Every line containing the word "components" needs to be found and copied.

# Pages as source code
========
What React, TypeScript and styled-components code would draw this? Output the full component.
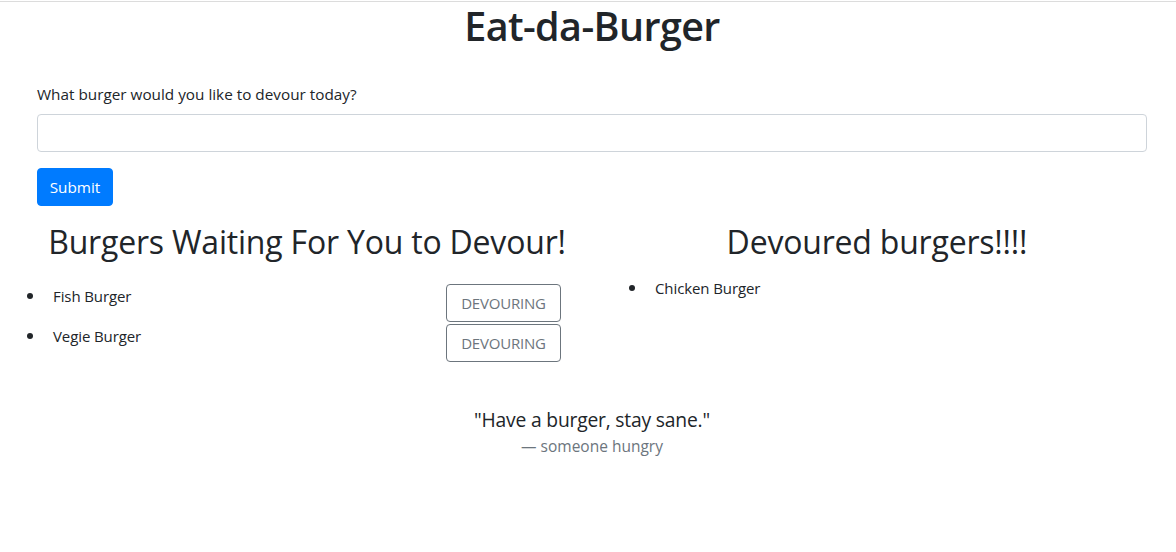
import React from "react";
import styled, { createGlobalStyle } from "styled-components";

const Global = createGlobalStyle`
  html, body { margin: 0; padding: 0; background: #fff; }
  body {
    font-family: "Open Sans", "Noto Sans", sans-serif;
    color: #212529;
    font-size: 16px;
    line-height: 1.5;
  }
  * { box-sizing: border-box; }
`;

const TopRule = styled.div`
  height: 1px;
  margin-top: 1px;
  background: #dcdcdc;
`;

const Container = styled.div`
  width: 1140px;
  margin-left: 22px;
`;

const Title = styled.h1`
  margin: 0;
  font-size: 39.5px;
  font-weight: 600;
  line-height: 48px;
  text-align: center;
  letter-spacing: -0.6px;
`;

const Form = styled.form`
  padding: 32px 15px 0;
  display: flex;
  flex-direction: column;
  align-items: flex-start;
`;

const Label = styled.label`
  font-size: 15.3px;
  line-height: 24px;
`;

const Input = styled.input`
  width: 100%;
  height: 38px;
  margin-top: 8px;
  border: 1px solid #ced4da;
  border-radius: 4px;
  font: inherit;
  padding: 6px 12px;
`;

const PrimaryButton = styled.button`
  margin-top: 16px;
  width: 76px;
  height: 38px;
  border: 1px solid #007bff;
  border-radius: 4px;
  background: #007bff;
  color: #fff;
  font-family: inherit;
  font-size: 15.3px;
  padding: 0;
`;

const Columns = styled.div`
  display: grid;
  grid-template-columns: 570px 570px;
  margin-top: 17px;
`;

const Column = styled.section`
  display: flex;
  flex-direction: column;
`;

const Heading = styled.h2`
  margin: 0;
  font-size: 32px;
  font-weight: 500;
  line-height: 38px;
  text-align: center;
  letter-spacing: -0.2px;
`;

const List = styled.ul<{ $top: number; $padL: number; $padR: number }>`
  list-style: none;
  margin: ${(p) => p.$top}px 0 0;
  padding: 0 ${(p) => p.$padR}px 0 ${(p) => p.$padL}px;
  display: flex;
  flex-direction: column;
  gap: 2px;
`;

const Item = styled.li`
  display: flex;
  align-items: flex-start;
  font-size: 15px;
  line-height: 24px;
  letter-spacing: -0.1px;
  &::before {
    content: "";
    flex: none;
    width: 6px;
    height: 6px;
    border-radius: 50%;
    background: #212529;
    margin: 9px 20px 0 0;
  }
`;

const ItemName = styled.span`
  flex: 1;
`;

const OutlineButton = styled.button`
  width: 115px;
  height: 38px;
  border: 1px solid #6c757d;
  border-radius: 4px;
  background: #fff;
  color: #6c757d;
  font-family: inherit;
  font-size: 15px;
  letter-spacing: -0.2px;
  padding: 0;
`;

const Quote = styled.blockquote`
  margin: 43px 0 0;
  text-align: center;
`;

const QuoteText = styled.p`
  margin: 0;
  font-size: 19.3px;
  line-height: 30px;
  letter-spacing: -0.2px;
`;

const QuoteFooter = styled.footer`
  font-size: 15.5px;
  line-height: 22px;
  color: #6c757d;
  letter-spacing: 0;
`;

const waiting = ["Fish Burger", "Vegie Burger"];
const devoured = ["Chicken Burger"];

export default function App() {
  return (
    <>
      <Global />
      <TopRule />
      <Container>
        <Title>Eat-da-Burger</Title>
        <Form onSubmit={(e) => e.preventDefault()}>
          <Label htmlFor="burger">What burger would you like to devour today?</Label>
          <Input id="burger" type="text" />
          <PrimaryButton type="submit">Submit</PrimaryButton>
        </Form>
        <Columns>
          <Column>
            <Heading>Burgers Waiting For You to Devour!</Heading>
            <List $top={23} $padL={5} $padR={31}>
              {waiting.map((b) => (
                <Item key={b}>
                  <ItemName>{b}</ItemName>
                  <OutlineButton type="button">DEVOURING</OutlineButton>
                </Item>
              ))}
            </List>
          </Column>
          <Column>
            <Heading>Devoured burgers!!!!</Heading>
            <List $top={15} $padL={37} $padR={0}>
              {devoured.map((b) => (
                <Item key={b}>
                  <ItemName>{b}</ItemName>
                </Item>
              ))}
            </List>
          </Column>
        </Columns>
        <Quote>
          <QuoteText>"Have a burger, stay sane."</QuoteText>
          <QuoteFooter>— someone hungry</QuoteFooter>
        </Quote>
      </Container>
    </>
  );
}
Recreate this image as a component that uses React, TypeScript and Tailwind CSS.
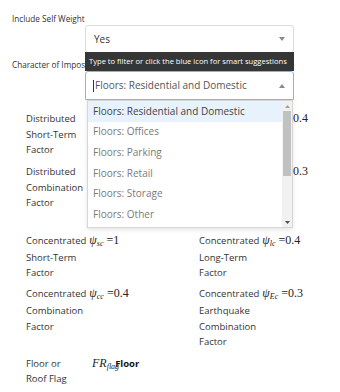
import { ReactNode } from "react";

const options = [
  "Floors: Residential and Domestic",
  "Floors: Offices",
  "Floors: Parking",
  "Floors: Retail",
  "Floors: Storage",
  "Floors: Other",
];

function Caret({ up = false }: { up?: boolean }) {
  return (
    <svg width="6" height="4" viewBox="0 0 6 4" className="shrink-0">
      <path d={up ? "M0 4 L3 0 L6 4 Z" : "M0 0 L6 0 L3 4 Z"} fill="#8a8a8a" />
    </svg>
  );
}

function Psi({ sub, value }: { sub: string; value: string }) {
  return (
    <span className="ml-[3px] whitespace-nowrap font-['Liberation_Serif','DejaVu_Serif',serif] text-[12px] text-[#222]">
      <i>ψ</i>
      <span className="relative top-[2px] text-[8px] italic">{sub}</span>
      <span className="ml-[3px]">=</span>
      <span>{value}</span>
    </span>
  );
}

function Field({ lines, math }: { lines: string[]; math?: ReactNode }) {
  return (
    <div className="flex items-start">
      <div className="leading-[15.6px]">
        {lines.map((l, i) => (
          <div key={i} className="whitespace-nowrap">
            {l}
            {i === 0 && math}
          </div>
        ))}
      </div>
    </div>
  );
}

export default function App() {
  return (
    <div className="relative h-[392px] w-[340px] overflow-hidden bg-white font-['Open_Sans',sans-serif] text-[#333]">
      {/* Include Self Weight */}
      <div className="pl-[12px] pt-[14px] text-[8.2px] leading-[10px] text-[#333]">Include Self Weight</div>
      <div className="ml-[85px] mt-[1px] flex h-[28px] w-[209px] items-center justify-between rounded-[3px] border border-[#dcdcdc] pl-[8px] pr-[8px] text-[10px] text-[#333]">
        <span>Yes</span>
        <Caret />
      </div>

      {/* Character of Imposed Load */}
      <div className="mt-[7px] whitespace-nowrap pl-[12px] text-[8.2px] leading-[10px] text-[#333]">
        Character of Imposed Load
      </div>
      <div className="relative z-10 ml-[85px] mt-[1px] w-[209px]">
        <div className="absolute -top-[19px] left-0 flex h-[19px] w-[209px] items-center bg-[#363636] pl-[4px] text-[7.6px] whitespace-nowrap text-white">
          Type to filter or click the blue icon for smart suggestions
        </div>
        <div className="flex h-[29px] items-center justify-between rounded-t-[3px] border border-[#7db8ec] pl-[7px] pr-[8px] text-[10px] text-[#555]">
          <span className="flex items-center">
            <span className="mr-[1px] h-[12px] w-[1px] bg-[#333]" />
            Floors: Residential and Domestic
          </span>
          <Caret up />
        </div>
        <div className="absolute left-[2px] top-full flex h-[128px] w-[206px] border border-[#d6d6d6] bg-white shadow-[0_2px_4px_rgba(0,0,0,0.1)]">
          <div className="flex-1">
            {options.map((o, i) => (
              <div
                key={o}
                className={
                  i === 0
                    ? "flex h-[20.6px] items-center bg-[#e8f2fc] pl-[5px] text-[10px] text-[#444]"
                    : "flex h-[20.6px] items-center pl-[5px] text-[10px] text-[#7a7a7a]"
                }
              >
                {o}
              </div>
            ))}
          </div>
          <div className="flex w-[10px] flex-col bg-[#f1f1f1]">
            <div className="flex h-[10px] items-center justify-center">
              <svg width="5" height="3" viewBox="0 0 5 3"><path d="M0 3 L2.5 0 L5 3 Z" fill="#a0a0a0" /></svg>
            </div>
            <div className="mx-[1px] h-[65px] bg-[#c1c1c1]" />
            <div className="flex-1" />
            <div className="flex h-[10px] items-center justify-center">
              <svg width="5" height="3" viewBox="0 0 5 3"><path d="M0 0 L5 0 L2.5 3 Z" fill="#505050" /></svg>
            </div>
          </div>
        </div>
      </div>

      {/* Distributed factors */}
      <div className="mt-[11px] flex flex-col gap-[6.5px] pl-[26px] pr-[32px] text-[9.5px] text-[#333]">
        <div className="flex items-start justify-between">
          <Field lines={["Distributed", "Short-Term", "Factor"]} />
          <span className="font-['Liberation_Serif',serif] text-[12px] leading-[15.6px] text-[#222]">0.4</span>
        </div>
        <div className="flex items-start justify-between">
          <Field lines={["Distributed", "Combination", "Factor"]} />
          <span className="font-['Liberation_Serif',serif] text-[12px] leading-[15.6px] text-[#222]">0.3</span>
        </div>
      </div>

      {/* Concentrated factors */}
      <div className="mt-[22px] grid grid-cols-[173px_1fr] gap-y-[5.5px] pl-[26px] text-[9.5px] text-[#333]">
        <Field lines={["Concentrated", "Short-Term", "Factor"]} math={<Psi sub="sc" value="1" />} />
        <Field lines={["Concentrated", "Long-Term", "Factor"]} math={<Psi sub="lc" value="0.4" />} />
        <Field lines={["Concentrated", "Combination", "Factor"]} math={<Psi sub="cc" value="0.4" />} />
        <Field lines={["Concentrated", "Earthquake", "Combination", "Factor"]} math={<Psi sub="Ec" value="0.3" />} />
      </div>

      {/* Floor or roof flag */}
      <div className="mt-[6px] flex items-start pl-[26px] text-[9.5px] text-[#333]">
        <div className="w-[66px] leading-[15.6px]">
          <div>Floor or</div>
          <div>Roof Flag</div>
        </div>
        <div className="-mt-[2px] flex items-baseline whitespace-nowrap">
          <span className="font-['Liberation_Serif',serif] text-[12px] italic text-[#222]">FR</span>
          <span className="relative top-[2px] font-['Liberation_Serif',serif] text-[8px] italic text-[#222]">flag</span>
          <span className="-ml-[4px] text-[9.5px] font-bold text-[#111]">Floor</span>
        </div>
      </div>
    </div>
  );
}
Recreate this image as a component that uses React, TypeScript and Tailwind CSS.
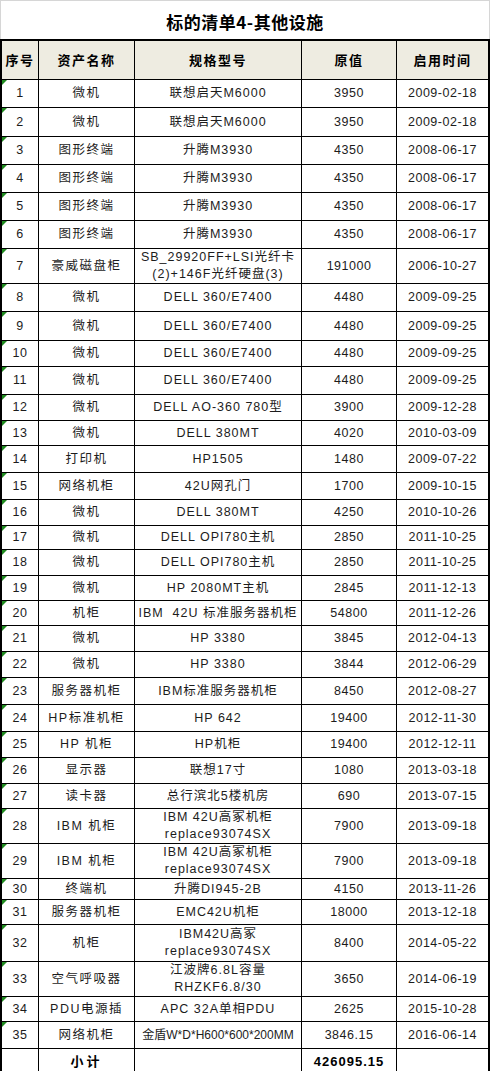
========
# RESULT
What React, TypeScript and styled-components code would draw this? Output the full component.
import styled, { createGlobalStyle } from "styled-components";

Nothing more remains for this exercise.